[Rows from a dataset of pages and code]
* Start *

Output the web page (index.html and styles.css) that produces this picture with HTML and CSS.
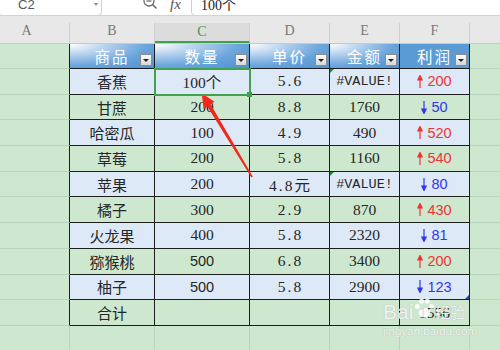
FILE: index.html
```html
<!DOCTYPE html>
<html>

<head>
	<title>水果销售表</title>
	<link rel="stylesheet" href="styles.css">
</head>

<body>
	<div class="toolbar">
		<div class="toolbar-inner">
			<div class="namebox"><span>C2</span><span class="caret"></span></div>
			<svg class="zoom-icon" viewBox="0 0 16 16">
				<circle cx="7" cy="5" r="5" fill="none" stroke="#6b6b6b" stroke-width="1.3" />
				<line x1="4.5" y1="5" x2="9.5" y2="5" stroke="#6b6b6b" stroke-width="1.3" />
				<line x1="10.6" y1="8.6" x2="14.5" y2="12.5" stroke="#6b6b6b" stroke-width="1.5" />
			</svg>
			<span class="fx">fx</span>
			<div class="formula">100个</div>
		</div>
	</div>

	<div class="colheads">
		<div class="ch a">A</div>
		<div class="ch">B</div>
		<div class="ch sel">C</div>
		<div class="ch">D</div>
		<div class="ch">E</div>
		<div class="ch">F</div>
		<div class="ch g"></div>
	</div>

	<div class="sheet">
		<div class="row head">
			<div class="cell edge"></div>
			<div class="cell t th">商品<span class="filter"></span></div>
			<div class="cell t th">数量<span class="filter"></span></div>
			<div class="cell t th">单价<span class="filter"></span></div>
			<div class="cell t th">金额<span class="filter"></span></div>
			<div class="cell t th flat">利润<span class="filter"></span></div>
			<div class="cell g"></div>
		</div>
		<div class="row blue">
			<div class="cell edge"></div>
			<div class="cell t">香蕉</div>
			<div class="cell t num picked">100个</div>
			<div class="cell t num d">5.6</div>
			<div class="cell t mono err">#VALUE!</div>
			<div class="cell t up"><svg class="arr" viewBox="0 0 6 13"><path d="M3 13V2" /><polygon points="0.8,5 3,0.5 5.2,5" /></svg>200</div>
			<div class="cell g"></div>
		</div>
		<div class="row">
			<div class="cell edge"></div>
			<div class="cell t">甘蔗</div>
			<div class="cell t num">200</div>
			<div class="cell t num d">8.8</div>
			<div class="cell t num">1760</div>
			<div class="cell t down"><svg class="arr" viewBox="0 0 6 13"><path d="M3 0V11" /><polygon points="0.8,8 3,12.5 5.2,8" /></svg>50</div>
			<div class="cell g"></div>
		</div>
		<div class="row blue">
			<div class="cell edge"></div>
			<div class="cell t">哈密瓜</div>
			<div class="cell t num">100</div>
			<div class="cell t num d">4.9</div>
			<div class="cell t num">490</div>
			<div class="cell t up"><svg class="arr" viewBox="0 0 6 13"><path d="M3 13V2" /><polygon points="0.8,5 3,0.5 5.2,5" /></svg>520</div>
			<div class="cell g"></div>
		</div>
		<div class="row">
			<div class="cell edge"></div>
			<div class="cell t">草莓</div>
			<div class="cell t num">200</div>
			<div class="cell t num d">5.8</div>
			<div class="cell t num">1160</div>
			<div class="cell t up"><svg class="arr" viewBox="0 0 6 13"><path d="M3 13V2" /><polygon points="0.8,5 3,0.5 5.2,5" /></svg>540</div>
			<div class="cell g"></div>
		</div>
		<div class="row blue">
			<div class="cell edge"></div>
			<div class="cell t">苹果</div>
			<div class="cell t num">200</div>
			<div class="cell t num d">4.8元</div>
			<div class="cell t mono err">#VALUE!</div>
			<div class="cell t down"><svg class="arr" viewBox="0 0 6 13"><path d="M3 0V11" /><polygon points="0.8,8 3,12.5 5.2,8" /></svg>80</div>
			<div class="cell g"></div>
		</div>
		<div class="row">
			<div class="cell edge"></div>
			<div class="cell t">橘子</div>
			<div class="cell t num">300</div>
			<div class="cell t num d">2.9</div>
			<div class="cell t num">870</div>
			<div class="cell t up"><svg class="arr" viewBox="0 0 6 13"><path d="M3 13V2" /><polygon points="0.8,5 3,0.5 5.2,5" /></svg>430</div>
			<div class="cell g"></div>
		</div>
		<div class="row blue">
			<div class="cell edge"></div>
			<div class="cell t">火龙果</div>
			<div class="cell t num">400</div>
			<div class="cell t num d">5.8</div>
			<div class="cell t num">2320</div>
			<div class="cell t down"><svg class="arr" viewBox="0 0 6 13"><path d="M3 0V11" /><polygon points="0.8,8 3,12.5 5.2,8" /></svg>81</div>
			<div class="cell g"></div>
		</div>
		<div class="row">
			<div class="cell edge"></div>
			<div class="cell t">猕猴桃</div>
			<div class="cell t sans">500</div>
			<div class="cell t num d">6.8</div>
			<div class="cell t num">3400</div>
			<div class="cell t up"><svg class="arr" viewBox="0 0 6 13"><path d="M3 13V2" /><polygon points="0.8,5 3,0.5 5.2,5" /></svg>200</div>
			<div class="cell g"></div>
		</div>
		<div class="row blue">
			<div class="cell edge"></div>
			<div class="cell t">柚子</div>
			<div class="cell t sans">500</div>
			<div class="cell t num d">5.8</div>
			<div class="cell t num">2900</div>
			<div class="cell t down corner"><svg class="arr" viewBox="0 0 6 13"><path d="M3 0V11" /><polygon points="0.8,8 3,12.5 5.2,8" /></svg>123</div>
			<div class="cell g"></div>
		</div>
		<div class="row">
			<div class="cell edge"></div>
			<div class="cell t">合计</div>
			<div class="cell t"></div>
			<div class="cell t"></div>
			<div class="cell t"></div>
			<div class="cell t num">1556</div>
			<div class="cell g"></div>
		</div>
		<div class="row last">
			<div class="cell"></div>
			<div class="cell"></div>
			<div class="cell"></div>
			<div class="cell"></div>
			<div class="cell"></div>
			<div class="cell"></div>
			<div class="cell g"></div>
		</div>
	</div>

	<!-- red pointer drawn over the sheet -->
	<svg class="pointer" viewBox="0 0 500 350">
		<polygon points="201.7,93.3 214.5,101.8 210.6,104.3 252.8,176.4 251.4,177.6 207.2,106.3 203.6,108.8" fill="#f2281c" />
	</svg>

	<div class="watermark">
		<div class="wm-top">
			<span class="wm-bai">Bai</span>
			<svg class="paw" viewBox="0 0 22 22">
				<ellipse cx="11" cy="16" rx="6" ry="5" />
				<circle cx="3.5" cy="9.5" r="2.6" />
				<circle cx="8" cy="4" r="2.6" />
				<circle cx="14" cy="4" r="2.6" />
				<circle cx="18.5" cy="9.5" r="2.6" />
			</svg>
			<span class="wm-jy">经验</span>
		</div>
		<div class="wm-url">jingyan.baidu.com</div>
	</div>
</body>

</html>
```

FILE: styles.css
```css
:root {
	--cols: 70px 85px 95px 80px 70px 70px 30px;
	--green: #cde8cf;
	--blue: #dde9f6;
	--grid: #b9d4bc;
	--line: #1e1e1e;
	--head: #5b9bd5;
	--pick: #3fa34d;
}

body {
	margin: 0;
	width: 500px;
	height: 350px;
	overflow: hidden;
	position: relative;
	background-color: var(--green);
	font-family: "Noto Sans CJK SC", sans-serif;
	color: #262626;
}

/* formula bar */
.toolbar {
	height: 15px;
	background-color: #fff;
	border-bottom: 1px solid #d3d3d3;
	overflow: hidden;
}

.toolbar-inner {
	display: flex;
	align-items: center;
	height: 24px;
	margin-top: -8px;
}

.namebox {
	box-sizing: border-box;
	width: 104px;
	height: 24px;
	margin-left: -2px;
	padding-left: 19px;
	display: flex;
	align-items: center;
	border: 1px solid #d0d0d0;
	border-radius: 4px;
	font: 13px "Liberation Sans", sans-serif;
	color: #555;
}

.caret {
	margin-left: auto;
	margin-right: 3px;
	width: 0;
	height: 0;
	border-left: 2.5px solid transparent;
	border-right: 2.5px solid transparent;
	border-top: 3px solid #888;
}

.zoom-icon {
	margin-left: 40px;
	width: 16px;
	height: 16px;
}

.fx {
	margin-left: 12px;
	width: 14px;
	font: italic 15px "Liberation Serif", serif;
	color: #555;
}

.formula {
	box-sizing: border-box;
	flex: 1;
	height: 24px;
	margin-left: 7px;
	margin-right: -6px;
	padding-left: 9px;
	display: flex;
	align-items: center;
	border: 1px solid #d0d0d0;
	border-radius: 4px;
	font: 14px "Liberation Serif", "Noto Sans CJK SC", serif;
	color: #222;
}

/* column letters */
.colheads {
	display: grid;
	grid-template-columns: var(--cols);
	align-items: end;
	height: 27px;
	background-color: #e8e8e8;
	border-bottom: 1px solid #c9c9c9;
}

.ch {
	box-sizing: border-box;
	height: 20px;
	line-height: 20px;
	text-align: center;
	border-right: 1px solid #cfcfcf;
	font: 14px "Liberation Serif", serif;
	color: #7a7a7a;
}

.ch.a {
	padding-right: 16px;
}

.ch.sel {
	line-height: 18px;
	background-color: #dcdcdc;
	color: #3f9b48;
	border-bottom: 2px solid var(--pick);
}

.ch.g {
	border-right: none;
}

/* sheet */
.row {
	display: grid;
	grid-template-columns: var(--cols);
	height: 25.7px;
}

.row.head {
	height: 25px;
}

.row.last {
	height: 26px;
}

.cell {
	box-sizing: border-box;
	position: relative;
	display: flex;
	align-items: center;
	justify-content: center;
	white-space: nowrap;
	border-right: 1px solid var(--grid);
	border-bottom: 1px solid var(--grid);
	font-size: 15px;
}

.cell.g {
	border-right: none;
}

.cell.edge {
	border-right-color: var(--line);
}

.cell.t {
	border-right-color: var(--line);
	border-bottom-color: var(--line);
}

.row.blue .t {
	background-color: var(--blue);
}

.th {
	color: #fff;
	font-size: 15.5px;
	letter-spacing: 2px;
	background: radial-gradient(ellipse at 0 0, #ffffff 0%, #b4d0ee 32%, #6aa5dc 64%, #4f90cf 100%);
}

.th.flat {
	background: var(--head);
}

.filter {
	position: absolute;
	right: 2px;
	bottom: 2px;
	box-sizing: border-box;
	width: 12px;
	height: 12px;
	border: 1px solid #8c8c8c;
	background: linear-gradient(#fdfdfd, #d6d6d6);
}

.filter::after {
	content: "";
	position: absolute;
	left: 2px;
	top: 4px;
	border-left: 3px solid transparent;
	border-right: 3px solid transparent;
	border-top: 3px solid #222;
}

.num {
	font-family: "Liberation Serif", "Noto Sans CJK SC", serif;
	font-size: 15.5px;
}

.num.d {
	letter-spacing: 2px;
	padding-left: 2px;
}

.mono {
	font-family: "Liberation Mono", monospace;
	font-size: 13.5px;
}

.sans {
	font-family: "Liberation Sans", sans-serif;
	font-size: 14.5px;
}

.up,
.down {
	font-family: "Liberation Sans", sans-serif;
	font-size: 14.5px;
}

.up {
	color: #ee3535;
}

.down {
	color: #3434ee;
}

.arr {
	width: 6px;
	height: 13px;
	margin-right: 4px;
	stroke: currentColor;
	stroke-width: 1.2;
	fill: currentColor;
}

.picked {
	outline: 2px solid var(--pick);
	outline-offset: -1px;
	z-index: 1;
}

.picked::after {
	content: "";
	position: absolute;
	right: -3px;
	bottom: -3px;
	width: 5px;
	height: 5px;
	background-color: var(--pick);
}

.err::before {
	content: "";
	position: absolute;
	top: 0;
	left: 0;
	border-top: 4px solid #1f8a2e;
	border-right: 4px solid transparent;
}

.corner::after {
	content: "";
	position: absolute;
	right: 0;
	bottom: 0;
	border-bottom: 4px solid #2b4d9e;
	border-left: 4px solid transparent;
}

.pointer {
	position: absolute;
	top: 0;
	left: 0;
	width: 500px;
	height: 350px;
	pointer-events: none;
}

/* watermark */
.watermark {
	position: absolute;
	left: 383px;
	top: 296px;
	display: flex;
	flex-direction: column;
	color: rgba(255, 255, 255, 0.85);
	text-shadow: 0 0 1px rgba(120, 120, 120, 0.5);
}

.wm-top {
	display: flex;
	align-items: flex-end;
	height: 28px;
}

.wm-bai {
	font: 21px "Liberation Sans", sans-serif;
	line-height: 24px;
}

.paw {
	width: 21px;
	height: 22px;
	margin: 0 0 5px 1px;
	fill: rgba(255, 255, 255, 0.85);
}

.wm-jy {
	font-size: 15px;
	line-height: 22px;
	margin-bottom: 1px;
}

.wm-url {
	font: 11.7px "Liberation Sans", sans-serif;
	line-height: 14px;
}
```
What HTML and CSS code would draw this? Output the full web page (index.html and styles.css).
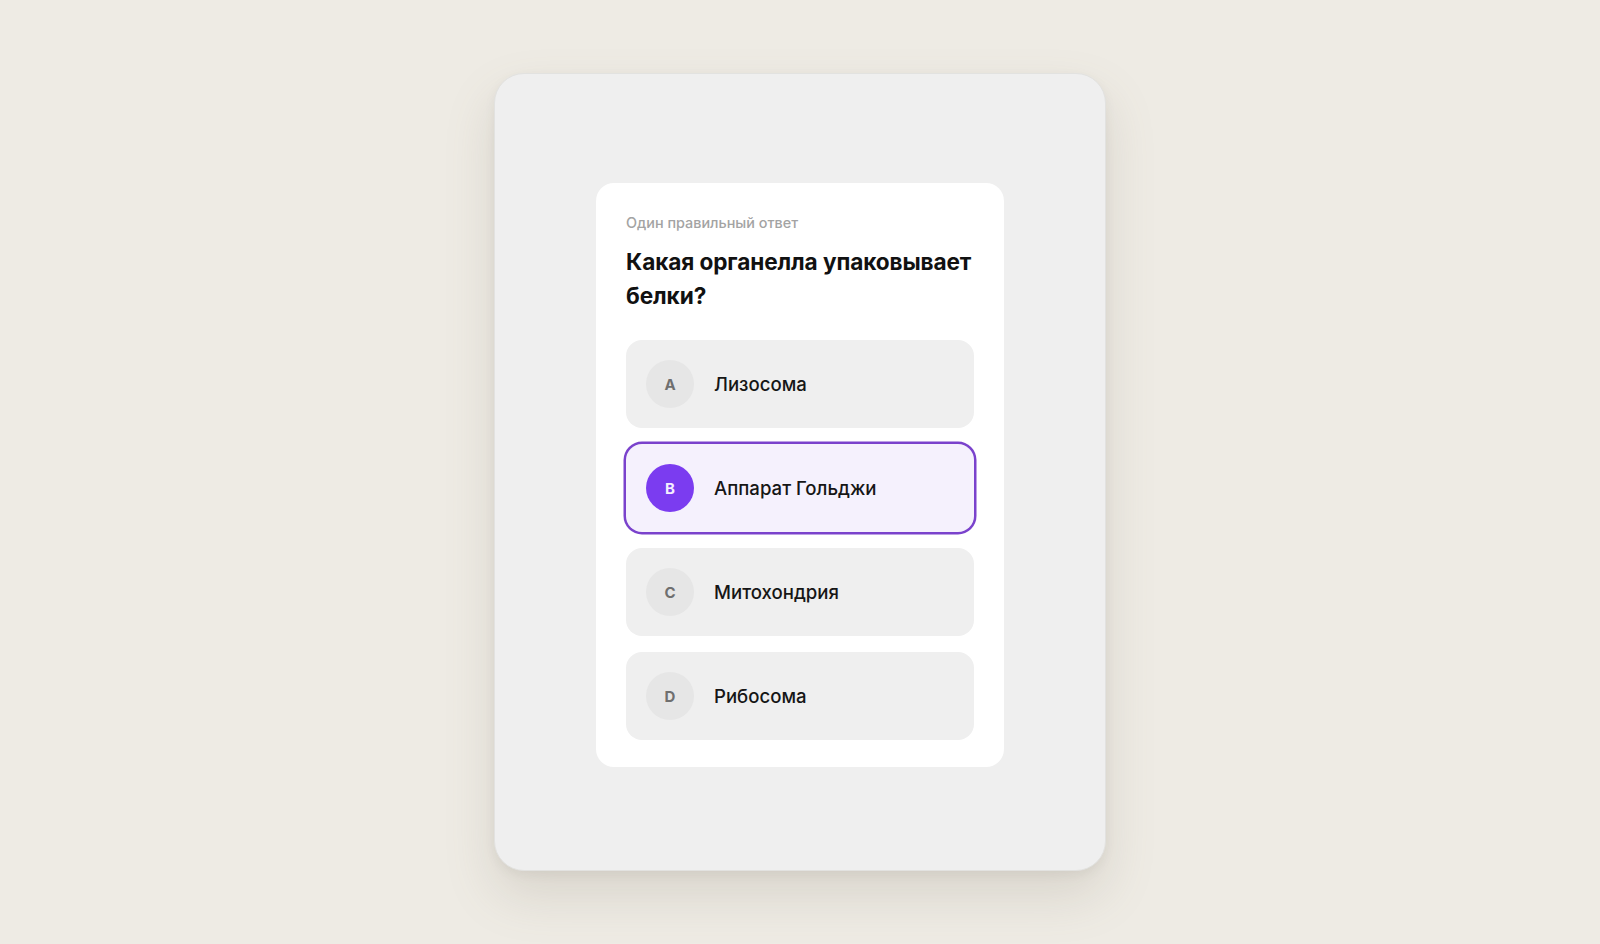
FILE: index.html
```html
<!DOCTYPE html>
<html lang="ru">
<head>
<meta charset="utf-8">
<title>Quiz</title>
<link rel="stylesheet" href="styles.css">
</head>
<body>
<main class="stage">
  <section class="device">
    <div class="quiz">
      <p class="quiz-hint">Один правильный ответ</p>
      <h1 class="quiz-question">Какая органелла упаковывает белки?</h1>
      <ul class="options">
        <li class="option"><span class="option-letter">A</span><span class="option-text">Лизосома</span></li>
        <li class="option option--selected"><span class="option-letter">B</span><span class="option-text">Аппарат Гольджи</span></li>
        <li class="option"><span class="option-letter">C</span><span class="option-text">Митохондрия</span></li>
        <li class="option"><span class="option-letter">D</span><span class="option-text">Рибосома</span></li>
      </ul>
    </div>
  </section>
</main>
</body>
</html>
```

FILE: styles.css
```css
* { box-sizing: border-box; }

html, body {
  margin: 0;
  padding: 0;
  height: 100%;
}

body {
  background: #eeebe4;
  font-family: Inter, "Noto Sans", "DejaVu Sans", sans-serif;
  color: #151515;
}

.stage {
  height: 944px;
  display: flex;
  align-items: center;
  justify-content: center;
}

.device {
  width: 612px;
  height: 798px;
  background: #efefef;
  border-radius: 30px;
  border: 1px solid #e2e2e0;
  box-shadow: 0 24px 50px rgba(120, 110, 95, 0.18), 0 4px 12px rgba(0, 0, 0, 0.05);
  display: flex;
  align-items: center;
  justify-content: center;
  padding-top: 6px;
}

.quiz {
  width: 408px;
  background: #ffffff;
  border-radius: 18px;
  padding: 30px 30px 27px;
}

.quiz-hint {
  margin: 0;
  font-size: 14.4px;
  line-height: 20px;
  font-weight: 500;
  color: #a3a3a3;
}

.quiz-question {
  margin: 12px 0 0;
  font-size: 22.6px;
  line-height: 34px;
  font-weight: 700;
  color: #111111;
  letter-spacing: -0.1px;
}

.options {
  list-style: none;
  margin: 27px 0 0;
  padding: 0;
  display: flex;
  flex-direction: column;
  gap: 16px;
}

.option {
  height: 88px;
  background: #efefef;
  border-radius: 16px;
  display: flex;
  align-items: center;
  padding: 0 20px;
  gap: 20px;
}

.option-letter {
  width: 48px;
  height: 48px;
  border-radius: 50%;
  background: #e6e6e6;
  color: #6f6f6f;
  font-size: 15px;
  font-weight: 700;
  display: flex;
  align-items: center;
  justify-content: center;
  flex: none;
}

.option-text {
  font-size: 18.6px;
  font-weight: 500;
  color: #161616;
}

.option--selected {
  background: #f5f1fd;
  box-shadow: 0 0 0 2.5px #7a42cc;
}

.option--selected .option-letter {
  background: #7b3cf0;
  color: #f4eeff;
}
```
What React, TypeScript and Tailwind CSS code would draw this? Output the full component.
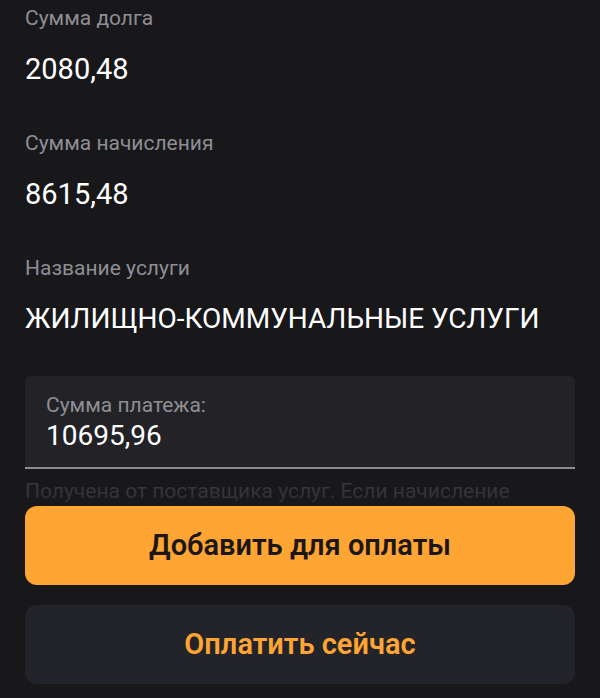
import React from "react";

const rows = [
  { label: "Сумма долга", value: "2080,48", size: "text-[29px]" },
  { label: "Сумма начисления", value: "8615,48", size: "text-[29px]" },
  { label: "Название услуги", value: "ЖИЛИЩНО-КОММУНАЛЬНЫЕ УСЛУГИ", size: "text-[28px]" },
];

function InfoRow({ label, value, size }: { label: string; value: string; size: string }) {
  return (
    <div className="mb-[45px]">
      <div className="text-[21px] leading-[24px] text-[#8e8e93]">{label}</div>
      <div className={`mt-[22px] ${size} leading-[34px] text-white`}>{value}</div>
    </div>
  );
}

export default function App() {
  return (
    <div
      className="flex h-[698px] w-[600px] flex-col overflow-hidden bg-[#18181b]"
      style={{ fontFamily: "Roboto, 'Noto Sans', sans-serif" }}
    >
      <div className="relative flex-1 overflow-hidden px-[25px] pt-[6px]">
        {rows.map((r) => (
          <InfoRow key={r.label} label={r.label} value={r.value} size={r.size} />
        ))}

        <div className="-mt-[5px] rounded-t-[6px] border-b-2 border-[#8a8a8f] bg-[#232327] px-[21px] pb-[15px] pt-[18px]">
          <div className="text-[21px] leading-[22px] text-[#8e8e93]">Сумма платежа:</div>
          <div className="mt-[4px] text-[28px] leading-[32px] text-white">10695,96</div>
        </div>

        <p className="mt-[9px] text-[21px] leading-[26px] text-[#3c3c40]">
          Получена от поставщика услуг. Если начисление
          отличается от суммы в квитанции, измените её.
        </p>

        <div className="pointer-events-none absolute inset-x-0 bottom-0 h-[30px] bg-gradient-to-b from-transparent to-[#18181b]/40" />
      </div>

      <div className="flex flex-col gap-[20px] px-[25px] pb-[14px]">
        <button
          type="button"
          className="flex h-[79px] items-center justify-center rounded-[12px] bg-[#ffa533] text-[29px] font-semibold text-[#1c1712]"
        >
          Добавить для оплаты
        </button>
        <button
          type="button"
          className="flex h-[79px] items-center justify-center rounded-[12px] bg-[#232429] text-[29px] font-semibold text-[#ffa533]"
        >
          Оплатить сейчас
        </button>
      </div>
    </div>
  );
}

* End *

- **AIM**: State how many lines of the listing hold the string "index"; reply with the number and nothing else.

- **THE REPLY**: 5